EXERCISE DIRECTIONS - Which lines hold the word "components"? Copy each of them from the material.

(Lines of data)
----------
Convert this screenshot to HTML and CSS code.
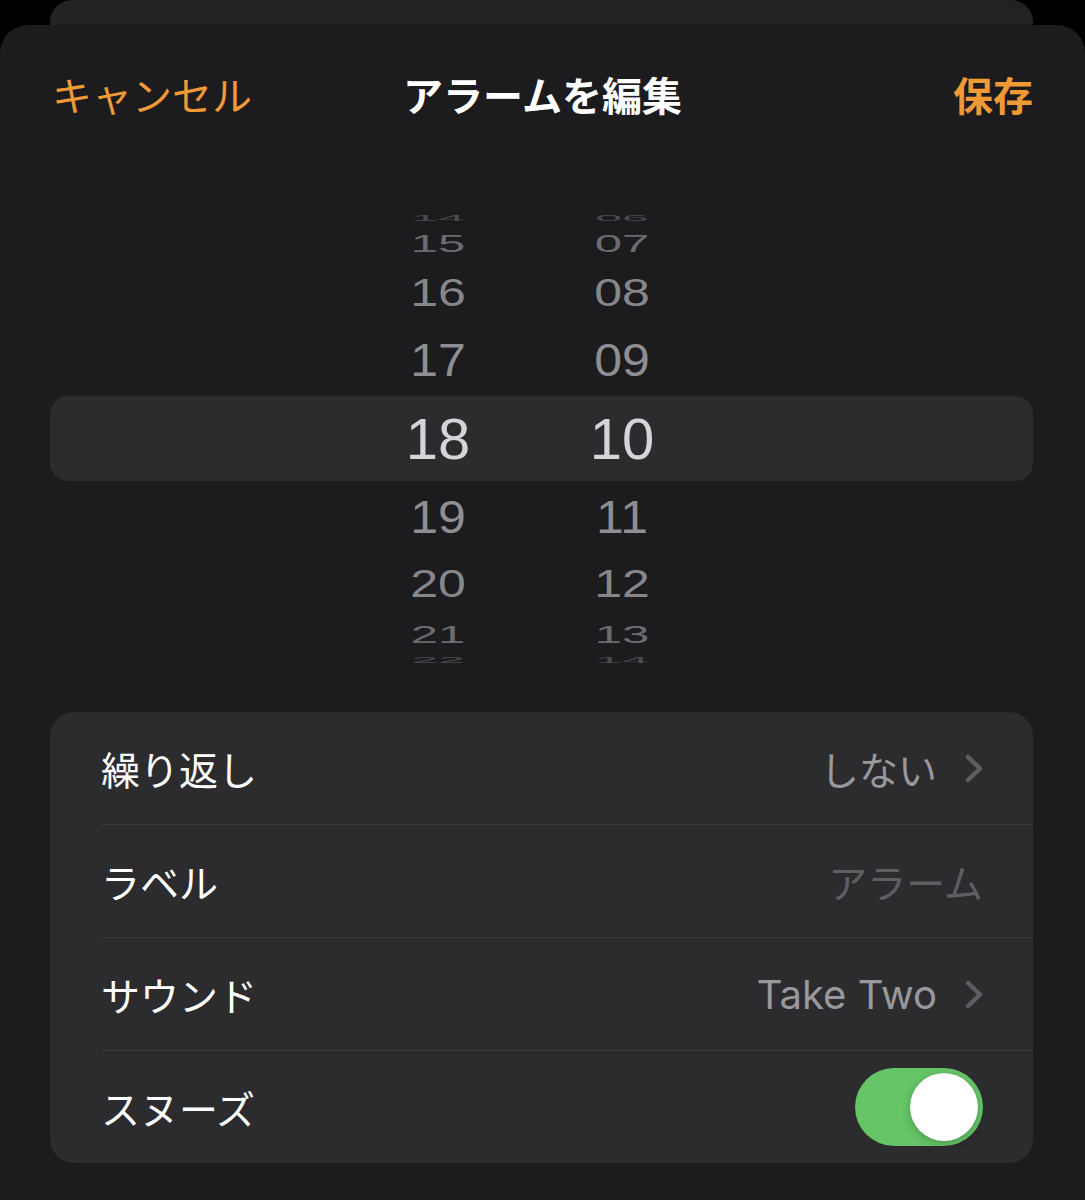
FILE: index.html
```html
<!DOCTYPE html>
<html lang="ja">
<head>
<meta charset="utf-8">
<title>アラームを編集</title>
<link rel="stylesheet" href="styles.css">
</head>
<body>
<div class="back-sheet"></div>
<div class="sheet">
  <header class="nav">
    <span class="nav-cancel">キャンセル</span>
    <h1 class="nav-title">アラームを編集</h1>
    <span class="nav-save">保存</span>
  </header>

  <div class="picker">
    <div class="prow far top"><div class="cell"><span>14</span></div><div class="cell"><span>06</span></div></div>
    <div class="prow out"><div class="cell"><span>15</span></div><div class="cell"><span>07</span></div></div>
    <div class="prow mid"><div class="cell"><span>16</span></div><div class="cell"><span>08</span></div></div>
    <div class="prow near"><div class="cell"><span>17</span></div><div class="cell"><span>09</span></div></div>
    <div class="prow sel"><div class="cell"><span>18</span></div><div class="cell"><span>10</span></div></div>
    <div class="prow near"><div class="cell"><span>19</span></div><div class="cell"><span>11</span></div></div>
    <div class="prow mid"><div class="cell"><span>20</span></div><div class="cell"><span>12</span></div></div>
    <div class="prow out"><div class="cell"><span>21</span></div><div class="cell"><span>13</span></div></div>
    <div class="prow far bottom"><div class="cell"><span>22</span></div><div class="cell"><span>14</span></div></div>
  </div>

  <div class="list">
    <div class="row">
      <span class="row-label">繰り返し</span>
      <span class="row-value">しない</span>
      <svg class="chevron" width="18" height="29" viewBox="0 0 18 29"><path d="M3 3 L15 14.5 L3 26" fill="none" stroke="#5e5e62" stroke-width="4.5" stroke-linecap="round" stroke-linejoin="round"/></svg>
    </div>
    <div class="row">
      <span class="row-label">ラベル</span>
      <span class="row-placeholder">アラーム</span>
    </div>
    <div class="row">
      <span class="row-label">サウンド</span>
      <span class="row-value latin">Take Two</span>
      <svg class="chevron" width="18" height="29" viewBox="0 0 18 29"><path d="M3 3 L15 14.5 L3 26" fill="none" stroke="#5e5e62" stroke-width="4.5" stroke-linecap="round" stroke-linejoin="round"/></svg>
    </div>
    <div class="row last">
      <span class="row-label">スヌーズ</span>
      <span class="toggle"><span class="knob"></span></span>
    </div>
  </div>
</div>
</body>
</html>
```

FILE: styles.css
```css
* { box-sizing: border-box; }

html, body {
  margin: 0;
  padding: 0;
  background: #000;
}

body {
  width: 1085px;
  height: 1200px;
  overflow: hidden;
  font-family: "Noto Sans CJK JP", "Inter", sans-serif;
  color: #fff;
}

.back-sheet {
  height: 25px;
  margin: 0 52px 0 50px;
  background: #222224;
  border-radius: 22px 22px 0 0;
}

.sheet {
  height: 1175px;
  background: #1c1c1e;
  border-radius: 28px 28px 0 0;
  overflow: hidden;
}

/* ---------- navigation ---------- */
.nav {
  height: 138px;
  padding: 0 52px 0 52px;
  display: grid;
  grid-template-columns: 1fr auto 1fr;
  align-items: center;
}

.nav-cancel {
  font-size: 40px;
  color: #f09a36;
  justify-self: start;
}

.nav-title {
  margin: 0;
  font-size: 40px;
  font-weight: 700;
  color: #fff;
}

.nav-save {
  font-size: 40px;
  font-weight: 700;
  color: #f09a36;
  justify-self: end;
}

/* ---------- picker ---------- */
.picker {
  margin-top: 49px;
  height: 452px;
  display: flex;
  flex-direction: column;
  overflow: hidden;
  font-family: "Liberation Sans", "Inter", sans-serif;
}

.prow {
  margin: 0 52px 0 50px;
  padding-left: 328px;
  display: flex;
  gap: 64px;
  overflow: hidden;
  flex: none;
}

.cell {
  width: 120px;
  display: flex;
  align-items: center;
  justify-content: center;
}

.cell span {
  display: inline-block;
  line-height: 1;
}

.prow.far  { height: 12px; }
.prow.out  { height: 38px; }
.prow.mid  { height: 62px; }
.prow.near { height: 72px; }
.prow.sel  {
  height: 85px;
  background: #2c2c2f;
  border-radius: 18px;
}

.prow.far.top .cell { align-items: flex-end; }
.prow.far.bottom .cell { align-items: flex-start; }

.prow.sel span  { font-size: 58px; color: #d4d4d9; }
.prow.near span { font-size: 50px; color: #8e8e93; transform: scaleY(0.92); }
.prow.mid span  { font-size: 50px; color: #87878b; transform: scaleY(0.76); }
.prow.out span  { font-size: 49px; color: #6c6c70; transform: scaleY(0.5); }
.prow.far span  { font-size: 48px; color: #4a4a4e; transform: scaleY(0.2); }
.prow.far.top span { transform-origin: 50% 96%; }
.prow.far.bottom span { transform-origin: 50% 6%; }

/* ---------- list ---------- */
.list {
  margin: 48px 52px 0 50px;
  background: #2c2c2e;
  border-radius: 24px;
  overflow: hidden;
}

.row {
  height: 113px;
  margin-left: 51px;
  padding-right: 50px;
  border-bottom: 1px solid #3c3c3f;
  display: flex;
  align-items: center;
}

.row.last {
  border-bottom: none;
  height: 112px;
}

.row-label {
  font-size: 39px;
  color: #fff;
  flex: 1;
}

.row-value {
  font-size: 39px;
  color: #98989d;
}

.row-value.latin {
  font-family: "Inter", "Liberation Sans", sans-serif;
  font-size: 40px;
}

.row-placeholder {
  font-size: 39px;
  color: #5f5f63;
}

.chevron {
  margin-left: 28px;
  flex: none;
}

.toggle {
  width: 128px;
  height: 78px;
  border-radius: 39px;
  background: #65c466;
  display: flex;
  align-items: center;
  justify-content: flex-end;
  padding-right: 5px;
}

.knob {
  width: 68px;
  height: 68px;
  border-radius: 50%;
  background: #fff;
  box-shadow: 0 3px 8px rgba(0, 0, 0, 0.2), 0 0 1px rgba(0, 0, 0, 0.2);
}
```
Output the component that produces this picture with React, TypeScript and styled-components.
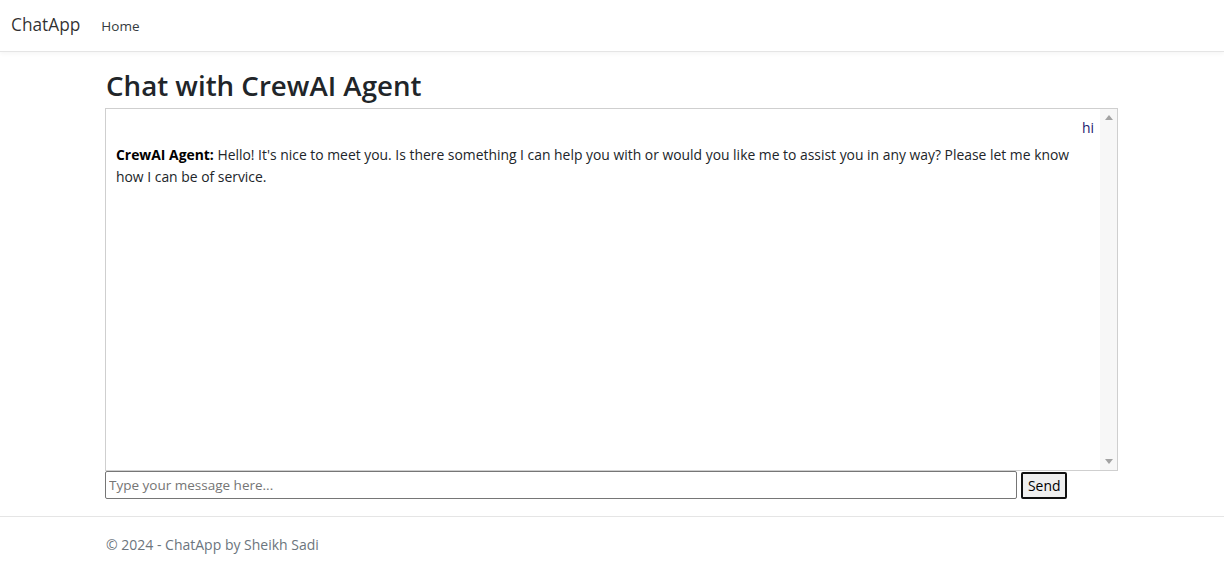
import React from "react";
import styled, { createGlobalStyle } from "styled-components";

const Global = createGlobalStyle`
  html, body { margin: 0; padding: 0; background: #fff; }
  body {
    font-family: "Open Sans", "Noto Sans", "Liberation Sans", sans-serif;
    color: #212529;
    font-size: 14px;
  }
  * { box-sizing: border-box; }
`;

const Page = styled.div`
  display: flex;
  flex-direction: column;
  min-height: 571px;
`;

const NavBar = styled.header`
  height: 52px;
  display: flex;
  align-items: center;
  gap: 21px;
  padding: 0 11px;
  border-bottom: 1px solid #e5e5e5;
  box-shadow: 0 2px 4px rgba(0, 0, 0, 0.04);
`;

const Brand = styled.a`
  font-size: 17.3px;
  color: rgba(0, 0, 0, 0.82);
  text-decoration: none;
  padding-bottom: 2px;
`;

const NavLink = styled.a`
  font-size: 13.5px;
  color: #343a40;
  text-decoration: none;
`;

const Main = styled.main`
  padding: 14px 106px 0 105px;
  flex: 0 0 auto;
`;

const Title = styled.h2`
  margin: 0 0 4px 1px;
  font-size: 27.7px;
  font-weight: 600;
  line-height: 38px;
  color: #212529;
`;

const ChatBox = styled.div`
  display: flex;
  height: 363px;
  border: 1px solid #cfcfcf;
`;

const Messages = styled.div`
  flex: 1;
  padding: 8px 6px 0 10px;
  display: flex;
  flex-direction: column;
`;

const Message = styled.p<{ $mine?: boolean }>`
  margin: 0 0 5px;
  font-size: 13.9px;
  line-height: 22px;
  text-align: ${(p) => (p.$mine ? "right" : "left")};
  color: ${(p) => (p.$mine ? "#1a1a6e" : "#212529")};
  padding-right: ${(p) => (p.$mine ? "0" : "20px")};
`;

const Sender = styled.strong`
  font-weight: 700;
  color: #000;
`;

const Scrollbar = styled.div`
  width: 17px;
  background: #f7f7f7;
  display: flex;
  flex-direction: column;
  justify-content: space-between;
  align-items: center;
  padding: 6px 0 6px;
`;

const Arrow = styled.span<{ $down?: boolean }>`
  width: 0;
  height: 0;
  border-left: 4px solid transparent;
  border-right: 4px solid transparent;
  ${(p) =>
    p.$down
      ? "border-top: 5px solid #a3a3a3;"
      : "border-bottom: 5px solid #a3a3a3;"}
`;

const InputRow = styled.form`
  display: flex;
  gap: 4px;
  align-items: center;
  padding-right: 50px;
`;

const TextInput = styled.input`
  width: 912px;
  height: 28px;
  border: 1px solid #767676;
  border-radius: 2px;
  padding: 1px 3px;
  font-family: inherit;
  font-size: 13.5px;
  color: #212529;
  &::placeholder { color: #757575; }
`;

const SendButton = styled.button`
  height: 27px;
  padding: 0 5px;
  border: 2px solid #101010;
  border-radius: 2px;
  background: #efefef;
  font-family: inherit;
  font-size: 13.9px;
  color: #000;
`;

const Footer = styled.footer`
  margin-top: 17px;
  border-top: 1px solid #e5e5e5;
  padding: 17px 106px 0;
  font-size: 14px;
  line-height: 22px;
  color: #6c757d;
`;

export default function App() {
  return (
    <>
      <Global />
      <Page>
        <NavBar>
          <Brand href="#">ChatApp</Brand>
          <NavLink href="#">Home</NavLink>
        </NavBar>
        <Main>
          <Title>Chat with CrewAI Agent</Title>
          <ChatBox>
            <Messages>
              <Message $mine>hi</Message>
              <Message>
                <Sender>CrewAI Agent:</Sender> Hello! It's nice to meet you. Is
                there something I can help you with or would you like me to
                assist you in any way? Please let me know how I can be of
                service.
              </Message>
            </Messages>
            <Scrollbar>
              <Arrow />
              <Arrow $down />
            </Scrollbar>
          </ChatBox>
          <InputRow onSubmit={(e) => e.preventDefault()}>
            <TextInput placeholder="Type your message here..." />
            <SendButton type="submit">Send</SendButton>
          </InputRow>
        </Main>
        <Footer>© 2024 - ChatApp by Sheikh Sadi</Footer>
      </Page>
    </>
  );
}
----------
THE RESULT -
Output the component that produces this picture with React, TypeScript and styled-components.
import styled, { createGlobalStyle } from "styled-components";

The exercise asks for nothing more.